> [WHAT YOU ARE ASKED TO DO] Report only the number of lines that hold the word "this".

> [RAW DATA]

::::

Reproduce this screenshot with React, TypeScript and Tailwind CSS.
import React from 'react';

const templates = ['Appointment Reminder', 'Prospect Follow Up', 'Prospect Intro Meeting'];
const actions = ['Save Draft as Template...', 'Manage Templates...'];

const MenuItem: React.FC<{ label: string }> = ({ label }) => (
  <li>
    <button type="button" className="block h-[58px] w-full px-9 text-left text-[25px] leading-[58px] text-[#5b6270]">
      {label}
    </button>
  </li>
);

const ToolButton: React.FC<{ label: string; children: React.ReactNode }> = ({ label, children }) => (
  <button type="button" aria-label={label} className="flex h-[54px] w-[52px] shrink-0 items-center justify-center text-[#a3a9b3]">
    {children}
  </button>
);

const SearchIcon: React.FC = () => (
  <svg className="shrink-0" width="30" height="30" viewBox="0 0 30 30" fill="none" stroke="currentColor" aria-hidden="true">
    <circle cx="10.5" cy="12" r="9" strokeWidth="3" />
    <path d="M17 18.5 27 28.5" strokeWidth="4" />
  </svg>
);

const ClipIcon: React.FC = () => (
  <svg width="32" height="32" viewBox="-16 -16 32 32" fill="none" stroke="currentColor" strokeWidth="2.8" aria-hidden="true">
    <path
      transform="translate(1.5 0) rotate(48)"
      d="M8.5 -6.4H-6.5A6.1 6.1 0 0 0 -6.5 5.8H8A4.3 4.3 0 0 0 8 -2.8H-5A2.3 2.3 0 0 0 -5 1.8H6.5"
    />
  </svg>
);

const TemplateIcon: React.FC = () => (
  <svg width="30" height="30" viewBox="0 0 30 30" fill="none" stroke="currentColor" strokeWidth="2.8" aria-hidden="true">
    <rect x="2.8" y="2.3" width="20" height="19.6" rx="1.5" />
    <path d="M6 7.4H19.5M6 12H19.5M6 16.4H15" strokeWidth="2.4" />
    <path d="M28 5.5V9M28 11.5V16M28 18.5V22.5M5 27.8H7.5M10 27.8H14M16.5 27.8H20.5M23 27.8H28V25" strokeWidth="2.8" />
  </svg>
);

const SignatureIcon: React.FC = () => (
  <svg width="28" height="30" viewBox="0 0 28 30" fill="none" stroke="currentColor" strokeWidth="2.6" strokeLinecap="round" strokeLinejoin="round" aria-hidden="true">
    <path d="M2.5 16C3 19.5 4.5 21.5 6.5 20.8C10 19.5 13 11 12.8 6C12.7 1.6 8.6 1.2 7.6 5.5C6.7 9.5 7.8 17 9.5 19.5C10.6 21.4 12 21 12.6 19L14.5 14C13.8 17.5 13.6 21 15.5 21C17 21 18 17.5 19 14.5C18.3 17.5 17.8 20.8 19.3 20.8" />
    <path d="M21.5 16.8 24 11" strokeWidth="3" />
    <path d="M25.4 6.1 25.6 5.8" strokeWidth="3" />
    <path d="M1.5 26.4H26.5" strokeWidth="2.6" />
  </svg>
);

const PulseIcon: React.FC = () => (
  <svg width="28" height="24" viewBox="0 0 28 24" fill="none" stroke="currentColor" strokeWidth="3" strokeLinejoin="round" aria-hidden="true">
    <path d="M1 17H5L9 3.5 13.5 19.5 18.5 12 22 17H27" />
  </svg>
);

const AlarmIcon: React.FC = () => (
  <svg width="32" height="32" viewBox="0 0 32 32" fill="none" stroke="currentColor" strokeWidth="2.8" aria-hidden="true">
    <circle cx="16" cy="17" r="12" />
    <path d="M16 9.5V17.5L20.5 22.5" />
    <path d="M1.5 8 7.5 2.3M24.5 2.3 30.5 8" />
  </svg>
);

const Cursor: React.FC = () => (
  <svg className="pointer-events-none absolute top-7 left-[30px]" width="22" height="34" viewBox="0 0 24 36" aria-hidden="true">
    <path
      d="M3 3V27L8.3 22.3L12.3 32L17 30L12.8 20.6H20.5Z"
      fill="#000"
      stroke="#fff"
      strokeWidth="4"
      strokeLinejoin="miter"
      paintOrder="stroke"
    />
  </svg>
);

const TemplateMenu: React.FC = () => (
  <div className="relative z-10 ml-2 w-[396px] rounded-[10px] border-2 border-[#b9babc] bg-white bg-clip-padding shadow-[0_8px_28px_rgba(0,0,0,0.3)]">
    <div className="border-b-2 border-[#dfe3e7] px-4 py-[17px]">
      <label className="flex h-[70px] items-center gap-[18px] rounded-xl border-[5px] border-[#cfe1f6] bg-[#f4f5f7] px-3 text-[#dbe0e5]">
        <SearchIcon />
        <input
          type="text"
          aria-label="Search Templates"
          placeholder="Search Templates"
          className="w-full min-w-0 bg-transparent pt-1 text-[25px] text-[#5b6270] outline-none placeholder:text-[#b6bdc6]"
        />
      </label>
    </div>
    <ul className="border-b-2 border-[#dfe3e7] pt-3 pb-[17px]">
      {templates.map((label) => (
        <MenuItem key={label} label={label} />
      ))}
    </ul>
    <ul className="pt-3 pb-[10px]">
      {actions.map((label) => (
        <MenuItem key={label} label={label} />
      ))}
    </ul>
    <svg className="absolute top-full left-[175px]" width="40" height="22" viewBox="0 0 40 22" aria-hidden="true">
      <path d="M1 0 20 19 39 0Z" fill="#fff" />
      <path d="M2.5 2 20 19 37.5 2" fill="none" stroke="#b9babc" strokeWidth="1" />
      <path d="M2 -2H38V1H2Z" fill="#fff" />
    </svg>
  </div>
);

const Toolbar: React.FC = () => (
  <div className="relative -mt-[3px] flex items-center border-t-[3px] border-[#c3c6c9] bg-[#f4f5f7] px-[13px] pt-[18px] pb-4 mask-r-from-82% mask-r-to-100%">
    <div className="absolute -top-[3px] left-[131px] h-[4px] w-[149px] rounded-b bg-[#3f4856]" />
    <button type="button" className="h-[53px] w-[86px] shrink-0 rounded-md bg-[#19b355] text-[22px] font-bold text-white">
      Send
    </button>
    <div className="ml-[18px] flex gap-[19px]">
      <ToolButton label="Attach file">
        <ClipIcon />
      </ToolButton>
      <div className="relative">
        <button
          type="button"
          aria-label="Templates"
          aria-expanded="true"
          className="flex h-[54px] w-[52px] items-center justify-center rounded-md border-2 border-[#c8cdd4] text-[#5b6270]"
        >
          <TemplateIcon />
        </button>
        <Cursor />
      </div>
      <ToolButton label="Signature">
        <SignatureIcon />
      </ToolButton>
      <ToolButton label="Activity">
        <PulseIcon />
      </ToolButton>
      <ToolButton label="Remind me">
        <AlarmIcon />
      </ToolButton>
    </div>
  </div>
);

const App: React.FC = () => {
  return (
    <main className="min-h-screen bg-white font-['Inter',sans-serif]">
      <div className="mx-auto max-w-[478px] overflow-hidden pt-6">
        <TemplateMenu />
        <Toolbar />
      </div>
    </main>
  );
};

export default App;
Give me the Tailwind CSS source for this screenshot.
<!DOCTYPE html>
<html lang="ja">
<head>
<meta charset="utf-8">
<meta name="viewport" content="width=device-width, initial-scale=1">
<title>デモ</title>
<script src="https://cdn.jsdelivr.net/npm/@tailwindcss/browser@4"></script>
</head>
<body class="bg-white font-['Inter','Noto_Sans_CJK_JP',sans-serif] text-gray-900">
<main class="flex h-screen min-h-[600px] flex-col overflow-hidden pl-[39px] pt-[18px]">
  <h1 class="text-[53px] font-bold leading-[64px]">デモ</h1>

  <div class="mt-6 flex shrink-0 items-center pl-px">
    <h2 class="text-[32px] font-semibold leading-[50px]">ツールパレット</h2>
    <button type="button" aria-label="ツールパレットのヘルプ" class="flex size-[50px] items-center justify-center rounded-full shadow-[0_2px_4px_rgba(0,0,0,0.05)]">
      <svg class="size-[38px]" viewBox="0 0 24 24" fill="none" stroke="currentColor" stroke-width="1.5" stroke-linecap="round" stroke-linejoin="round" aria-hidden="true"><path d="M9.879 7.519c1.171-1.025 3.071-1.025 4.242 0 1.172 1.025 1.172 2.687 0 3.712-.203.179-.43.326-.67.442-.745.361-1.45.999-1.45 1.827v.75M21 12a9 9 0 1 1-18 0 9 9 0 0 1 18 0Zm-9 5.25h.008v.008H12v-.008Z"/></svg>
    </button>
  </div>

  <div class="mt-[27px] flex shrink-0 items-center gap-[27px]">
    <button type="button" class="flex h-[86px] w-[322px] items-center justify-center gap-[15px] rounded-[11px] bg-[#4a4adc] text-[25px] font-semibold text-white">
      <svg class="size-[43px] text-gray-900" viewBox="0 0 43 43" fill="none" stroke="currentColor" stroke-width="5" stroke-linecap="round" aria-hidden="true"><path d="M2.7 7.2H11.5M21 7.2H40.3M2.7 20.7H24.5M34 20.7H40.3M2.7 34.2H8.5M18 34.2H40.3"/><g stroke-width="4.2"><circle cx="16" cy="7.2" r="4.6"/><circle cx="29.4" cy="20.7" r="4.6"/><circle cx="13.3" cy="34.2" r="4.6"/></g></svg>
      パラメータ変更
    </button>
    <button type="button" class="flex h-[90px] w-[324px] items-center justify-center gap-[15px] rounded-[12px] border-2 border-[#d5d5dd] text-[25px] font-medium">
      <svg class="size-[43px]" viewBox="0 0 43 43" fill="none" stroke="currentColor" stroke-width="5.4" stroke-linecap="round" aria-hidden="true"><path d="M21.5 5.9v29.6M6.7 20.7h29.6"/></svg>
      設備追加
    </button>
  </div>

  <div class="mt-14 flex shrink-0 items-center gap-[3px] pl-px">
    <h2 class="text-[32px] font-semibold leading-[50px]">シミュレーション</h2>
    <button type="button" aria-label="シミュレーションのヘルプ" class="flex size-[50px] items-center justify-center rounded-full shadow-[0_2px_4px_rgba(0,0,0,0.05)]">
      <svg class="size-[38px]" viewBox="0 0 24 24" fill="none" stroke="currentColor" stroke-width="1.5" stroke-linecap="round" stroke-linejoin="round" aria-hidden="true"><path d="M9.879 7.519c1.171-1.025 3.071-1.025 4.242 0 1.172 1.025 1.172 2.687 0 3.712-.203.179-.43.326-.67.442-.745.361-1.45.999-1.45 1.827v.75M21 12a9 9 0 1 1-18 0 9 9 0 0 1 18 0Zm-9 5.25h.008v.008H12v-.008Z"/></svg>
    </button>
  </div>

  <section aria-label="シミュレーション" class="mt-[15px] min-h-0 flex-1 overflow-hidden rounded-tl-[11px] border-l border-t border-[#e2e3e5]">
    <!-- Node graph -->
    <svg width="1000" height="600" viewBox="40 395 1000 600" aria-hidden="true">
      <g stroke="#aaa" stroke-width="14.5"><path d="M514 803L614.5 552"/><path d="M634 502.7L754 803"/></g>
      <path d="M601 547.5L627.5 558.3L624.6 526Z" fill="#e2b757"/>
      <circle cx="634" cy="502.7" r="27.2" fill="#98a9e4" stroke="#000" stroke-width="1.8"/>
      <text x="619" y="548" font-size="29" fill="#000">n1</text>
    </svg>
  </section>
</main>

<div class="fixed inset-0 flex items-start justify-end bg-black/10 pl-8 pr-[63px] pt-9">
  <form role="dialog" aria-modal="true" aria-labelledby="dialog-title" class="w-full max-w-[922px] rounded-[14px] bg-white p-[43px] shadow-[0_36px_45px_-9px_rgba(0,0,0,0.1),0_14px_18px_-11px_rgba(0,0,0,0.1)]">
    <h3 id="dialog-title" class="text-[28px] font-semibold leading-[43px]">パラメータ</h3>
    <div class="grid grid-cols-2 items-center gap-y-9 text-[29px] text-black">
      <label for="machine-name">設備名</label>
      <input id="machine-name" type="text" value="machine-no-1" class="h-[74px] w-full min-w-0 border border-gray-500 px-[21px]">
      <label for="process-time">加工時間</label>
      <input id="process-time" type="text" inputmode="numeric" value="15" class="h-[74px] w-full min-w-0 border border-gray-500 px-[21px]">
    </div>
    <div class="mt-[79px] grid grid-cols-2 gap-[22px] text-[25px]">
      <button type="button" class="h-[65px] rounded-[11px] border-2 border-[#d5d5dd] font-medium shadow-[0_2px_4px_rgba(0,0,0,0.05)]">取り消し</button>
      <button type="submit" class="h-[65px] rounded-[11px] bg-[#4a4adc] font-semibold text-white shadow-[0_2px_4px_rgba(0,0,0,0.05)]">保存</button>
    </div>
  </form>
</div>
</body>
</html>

::::

> [FINISHED TASK] 2